Gernika’nın bombalandığını duyan şair Juan Larrea, aynı gün Picasso’yu ziyaret edip duyduklarını anlattığında ressam fuara hazırladığı projeyi iptal edip, yerine bu vahşi, acımasız bombardımanı resmederek tarihi tuvalinde ebedileştirdi. Bugün bütün dünyanın barış sembolü olarak nitelendirdiği, nefreti, haini ve savaşı gösteren eseri, kendi dili İspanyolca’nın “Guernica” diye bildiği kasabanın resmini tam otuz beş günde tamamladı Picasso.
Basklı Gernika’nın yıkılan duvarlarını bir duvar resmiyle dikti tarihin önüne. Gri siyah beyaz tonlarıyla karanlık manzara, Picasso’nun kendi ifadesiyle : “nefret kusan askeri yönetim sayesinde İspanya’nın acı ve ölüm okyanusunda batışıdır”.
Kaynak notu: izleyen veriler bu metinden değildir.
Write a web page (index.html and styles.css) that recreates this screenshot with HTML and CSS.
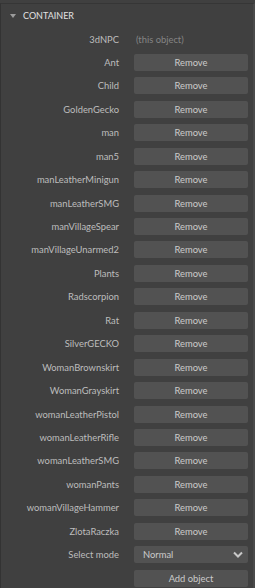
FILE: index.html
```html
<!DOCTYPE html>
<html lang="en">
<head>
  <title>Container</title>
  <meta charset="utf-8"/>
  <link rel="stylesheet" href="styles.css">
</head>
<body>
  <div class="panel">
    <div class="section-head">
      <span class="arrow"></span>
      <span class="section-title">CONTAINER</span>
    </div>
    <div class="props">
      <div class="label">3dNPC</div>
      <div class="note">(this object)</div>

      <div class="label">Ant</div><button class="btn">Remove</button>
      <div class="label">Child</div><button class="btn">Remove</button>
      <div class="label">GoldenGecko</div><button class="btn">Remove</button>
      <div class="label">man</div><button class="btn">Remove</button>
      <div class="label">man5</div><button class="btn">Remove</button>
      <div class="label">manLeatherMinigun</div><button class="btn">Remove</button>
      <div class="label">manLeatherSMG</div><button class="btn">Remove</button>
      <div class="label">manVillageSpear</div><button class="btn">Remove</button>
      <div class="label">manVillageUnarmed2</div><button class="btn">Remove</button>
      <div class="label">Plants</div><button class="btn">Remove</button>
      <div class="label">Radscorpion</div><button class="btn">Remove</button>
      <div class="label">Rat</div><button class="btn">Remove</button>
      <div class="label">SilverGECKO</div><button class="btn">Remove</button>
      <div class="label">WomanBrownskirt</div><button class="btn">Remove</button>
      <div class="label">WomanGrayskirt</div><button class="btn">Remove</button>
      <div class="label">womanLeatherPistol</div><button class="btn">Remove</button>
      <div class="label">womanLeatherRifle</div><button class="btn">Remove</button>
      <div class="label">womanLeatherSMG</div><button class="btn">Remove</button>
      <div class="label">womanPants</div><button class="btn">Remove</button>
      <div class="label">womanVillageHammer</div><button class="btn">Remove</button>
      <div class="label">ZlotaRaczka</div><button class="btn">Remove</button>

      <div class="label">Select mode</div>
      <div class="select">
        <span>Normal</span>
        <svg class="chev" width="10" height="7" viewBox="0 0 10 7">
          <path d="M1 1.5 L5 5.5 L9 1.5" fill="none" stroke="#c8c8c8" stroke-width="2"/>
        </svg>
      </div>

      <div class="label"></div><button class="btn">Add object</button>
    </div>
  </div>
</body>
</html>
```

FILE: styles.css
```css
html, body {
  margin: 0;
  padding: 0;
  background: #404040;
}

body {
  font-family: "Lato", "Noto Sans", sans-serif;
  font-size: 9.4px;
  color: #bdbdbd;
}

.panel {
  width: 255px;
  height: 588px;
  box-sizing: border-box;
  margin-top: 3px;
  border-top: 1px solid #363636;
  border-left: 1px solid #333333;
  border-right: 2px solid #4a4a4a;
  overflow: hidden;
}

.section-head {
  display: flex;
  align-items: center;
  height: 23px;
  padding-left: 9px;
}

.arrow {
  width: 0;
  height: 0;
  border-left: 3px solid transparent;
  border-right: 3px solid transparent;
  border-top: 4px solid #9c9c9c;
  margin-right: 7px;
}

.section-title {
  color: #e2e2e2;
  font-size: 9px;
}

.props {
  display: grid;
  grid-template-columns: 118px 114px;
  column-gap: 15px;
  row-gap: 6.45px;
  grid-auto-rows: 17px;
  margin-top: 3.5px;
}

.label {
  text-align: right;
  line-height: 17px;
  white-space: nowrap;
}

.note {
  color: #858585;
  line-height: 17px;
  padding-left: 2px;
}

.btn {
  font-family: inherit;
  font-size: inherit;
  color: #cbcbcb;
  background: #525252;
  border: none;
  border-radius: 2px;
  padding: 0;
  height: 17px;
  line-height: 17px;
}

.select {
  display: flex;
  align-items: center;
  justify-content: space-between;
  background: #525252;
  border-radius: 2px;
  padding: 0 5px 0 9px;
  color: #cbcbcb;
}
```
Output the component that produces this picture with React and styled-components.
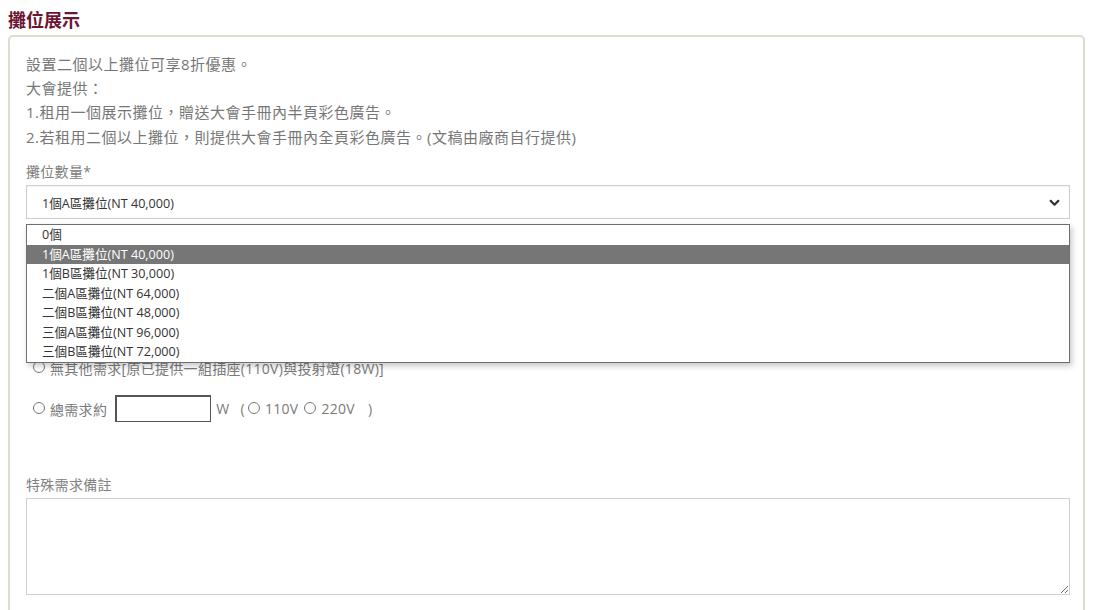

Madrid’de Kraliçe Sofia müzesinde milyonlarca ziyaretçi önünde “Guernica” şimdi her gün, hala imhaya devam eden nefretin öldürdüğü masum bebeleri, savunmasız çaresiz anaları, yakıp yıktığı hayatı, Dicle kıyısından İdlip’e, yayın yasağını müze duvarlarıyla birlikte aşarak, hayatın içinden şehir şehir, kasaba kasaba, gün gün, an an aktarıyor.
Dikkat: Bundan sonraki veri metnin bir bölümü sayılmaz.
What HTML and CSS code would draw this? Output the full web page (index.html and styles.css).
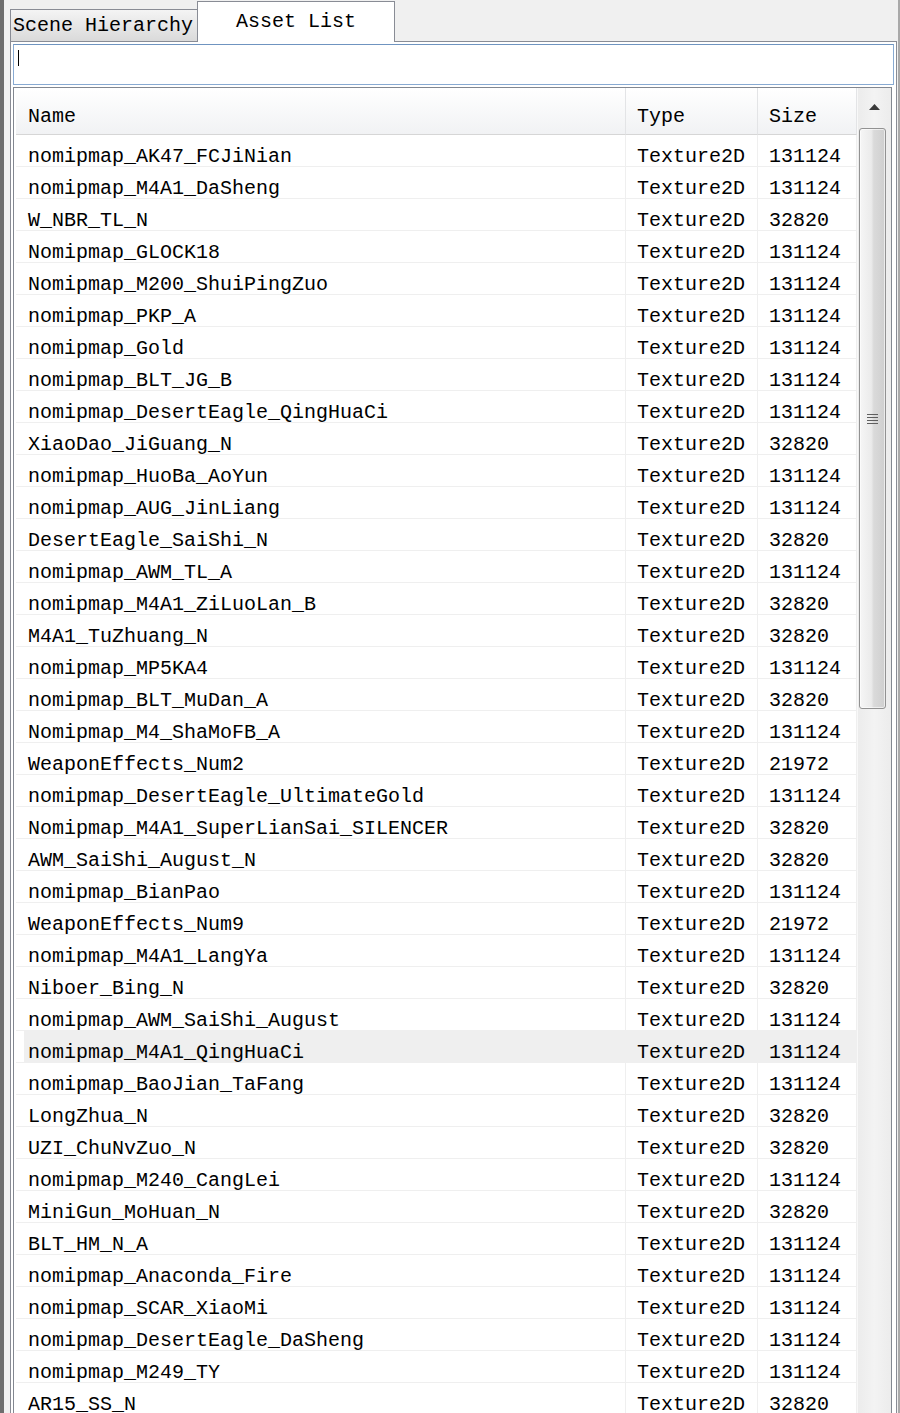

Tablonun sol tarafında duvarsız yıkıntı o oda. Ortasında, ölü bebesini kucaklamış ağıt yakan ana. Üzerinde gözleri fal taşı bir öküz başı. Yanında vurulmuş acıyla can çekişen at. Dili hançer. Haykırış halinde. Tepesinde nazar taşı dev gözü. Dikik, iz üzerinde. Ortasında gözbebeği yerine işkence odasının sorgu ampulü. Atın gövdesinin üzerinde kafatası ölüm. Altında paramparça kırık tüfeğinin ucundan çiçek fışkıran bir şehit. Süngüsü üstündeki atın içini dışını deşercesine. Pencereden içeriye elinde bir lamba ile süzülen hemşire çaresiz umut. Sağ tarafından yukarıdan ve aşağıdan onu saran alevlerin dehşetiyle yanıp yakılan, sağ eli bombardıman uçağını andıran kadın. Kenarda bir çıkış yeri, karanlığa açılan viran kapı.